* [TASK STATEMENT] Retype all of the listing exactly, passing over any picture you find.

* [DATA ROWS]

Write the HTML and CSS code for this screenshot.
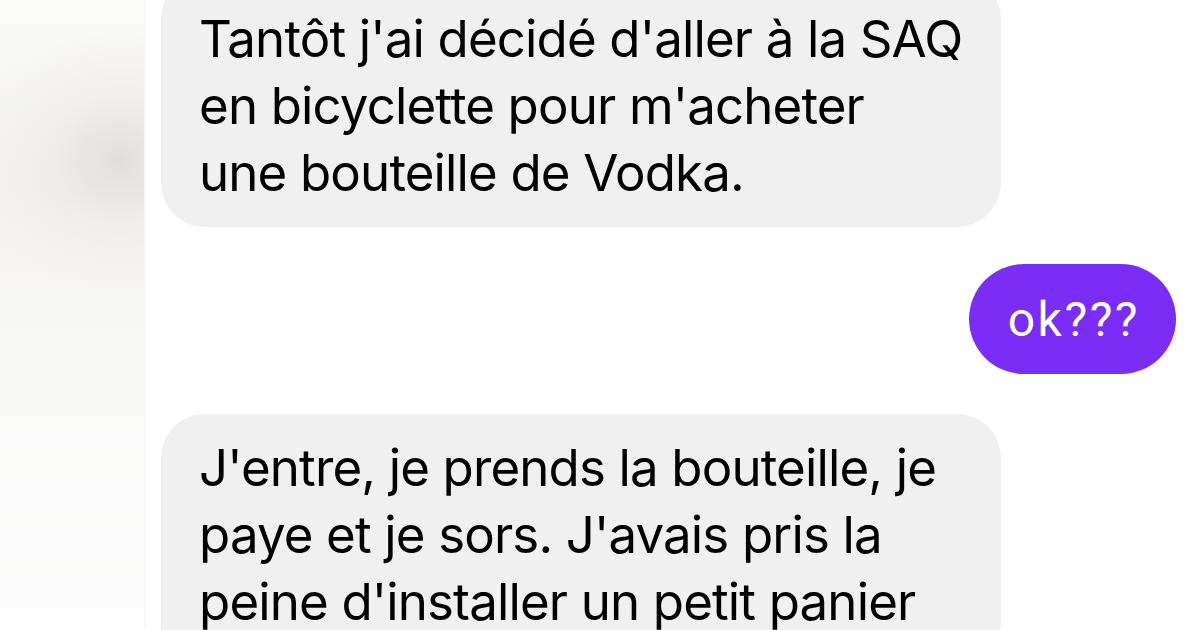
FILE: index.html
```html
<!DOCTYPE html>
<html lang="fr">
<head>
    <meta charset="UTF-8">
    <meta name="viewport" content="width=device-width, initial-scale=1.0">
    <title>Conversation</title>
    <link rel="stylesheet" href="styles.css">
</head>
<body>

<div class="screen">
    <div class="backdrop"></div>

    <div class="thread">
        <div class="msg msg-in first">
            <p>Tantôt j'ai décidé d'aller à la SAQ<br>en bicyclette pour m'acheter<br>une bouteille de Vodka.</p>
        </div>

        <div class="msg msg-out">
            <p>ok???</p>
        </div>

        <div class="msg msg-in">
            <p>J'entre, je prends la bouteille, je<br>paye et je sors. J'avais pris la<br>peine d'installer un petit panier<br>sur mon vélo pour l'occasion.</p>
        </div>
    </div>
</div>

</body>
</html>
```

FILE: styles.css
```css
body {
    margin: 0;
    padding: 0;
    background-color: #ffffff;
    font-family: 'Inter', 'Liberation Sans', sans-serif;
    overflow: hidden;
}
.screen {
    display: flex;
    width: 1200px;
    height: 630px;
    overflow: hidden;
}
.backdrop {
    width: 144px;
    flex-shrink: 0;
    background:
        radial-gradient(ellipse 150px 130px at 120px 160px, rgba(222,219,215,0.85), rgba(232,230,227,0.45) 50%, rgba(255,255,255,0) 100%),
        linear-gradient(to bottom, #fafaf9 0%, #f4f3f1 30%, #f8f8f7 55%, #fdfdfd 100%);
    border-right: 1px solid #f4f4f4;
}
.thread {
    flex: 1;
    display: flex;
    flex-direction: column;
    padding: 0 24px 0 16px;
}
.msg {
    flex-shrink: 0;
}
.msg p {
    margin: 0;
    white-space: nowrap;
}
.msg-in {
    align-self: flex-start;
    width: 840px;
    box-sizing: border-box;
    background: #f0f0f0;
    border-radius: 44px;
    padding: 20px 38px 21px;
    color: #000;
    font-size: 51px;
    line-height: 67px;
    letter-spacing: -0.85px;
}
.msg-in.first {
    margin-top: -25px;
    padding-top: 30px;
}
.msg-out {
    align-self: flex-end;
    margin: 37px 0 40px;
    background: #7a2df5;
    color: #fff;
    border-radius: 55px;
    height: 110px;
    box-sizing: border-box;
    padding: 0 36px 0 39px;
    display: flex;
    align-items: center;
    font-family: 'Roboto', sans-serif;
    font-size: 48px;
    letter-spacing: 2.5px;
}
```
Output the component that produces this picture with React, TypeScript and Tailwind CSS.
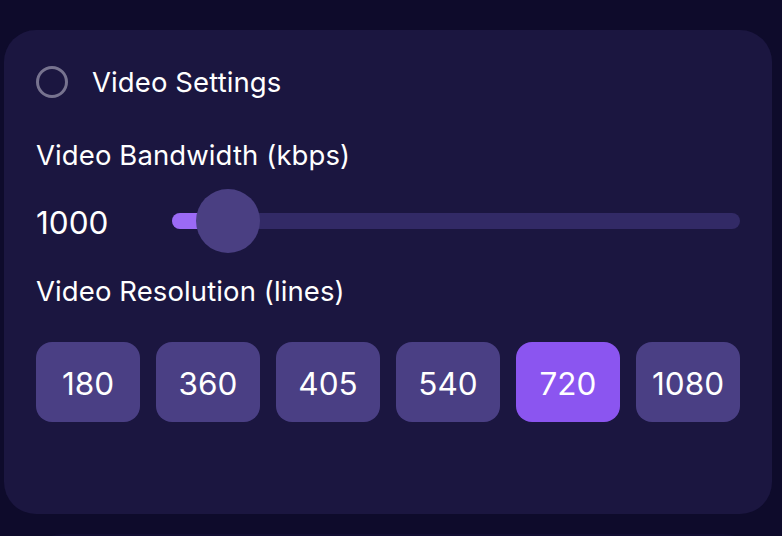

* [THE COMPLETED TASK]
Write the HTML and CSS code for this screenshot.
FILE: index.html
```html
<!DOCTYPE html>
<html lang="fr">
<head>
    <meta charset="UTF-8">
    <meta name="viewport" content="width=device-width, initial-scale=1.0">
    <title>Conversation</title>
    <link rel="stylesheet" href="styles.css">
</head>
<body>

<div class="screen">
    <div class="backdrop"></div>

    <div class="thread">
        <div class="msg msg-in first">
            <p>Tantôt j'ai décidé d'aller à la SAQ<br>en bicyclette pour m'acheter<br>une bouteille de Vodka.</p>
        </div>

        <div class="msg msg-out">
            <p>ok???</p>
        </div>

        <div class="msg msg-in">
            <p>J'entre, je prends la bouteille, je<br>paye et je sors. J'avais pris la<br>peine d'installer un petit panier<br>sur mon vélo pour l'occasion.</p>
        </div>
    </div>
</div>

</body>
</html>
```

FILE: styles.css
```css
body {
    margin: 0;
    padding: 0;
    background-color: #ffffff;
    font-family: 'Inter', 'Liberation Sans', sans-serif;
    overflow: hidden;
}
.screen {
    display: flex;
    width: 1200px;
    height: 630px;
    overflow: hidden;
}
.backdrop {
    width: 144px;
    flex-shrink: 0;
    background:
        radial-gradient(ellipse 150px 130px at 120px 160px, rgba(222,219,215,0.85), rgba(232,230,227,0.45) 50%, rgba(255,255,255,0) 100%),
        linear-gradient(to bottom, #fafaf9 0%, #f4f3f1 30%, #f8f8f7 55%, #fdfdfd 100%);
    border-right: 1px solid #f4f4f4;
}
.thread {
    flex: 1;
    display: flex;
    flex-direction: column;
    padding: 0 24px 0 16px;
}
.msg {
    flex-shrink: 0;
}
.msg p {
    margin: 0;
    white-space: nowrap;
}
.msg-in {
    align-self: flex-start;
    width: 840px;
    box-sizing: border-box;
    background: #f0f0f0;
    border-radius: 44px;
    padding: 20px 38px 21px;
    color: #000;
    font-size: 51px;
    line-height: 67px;
    letter-spacing: -0.85px;
}
.msg-in.first {
    margin-top: -25px;
    padding-top: 30px;
}
.msg-out {
    align-self: flex-end;
    margin: 37px 0 40px;
    background: #7a2df5;
    color: #fff;
    border-radius: 55px;
    height: 110px;
    box-sizing: border-box;
    padding: 0 36px 0 39px;
    display: flex;
    align-items: center;
    font-family: 'Roboto', sans-serif;
    font-size: 48px;
    letter-spacing: 2.5px;
}
```
Output the component that produces this picture with React, TypeScript and Tailwind CSS.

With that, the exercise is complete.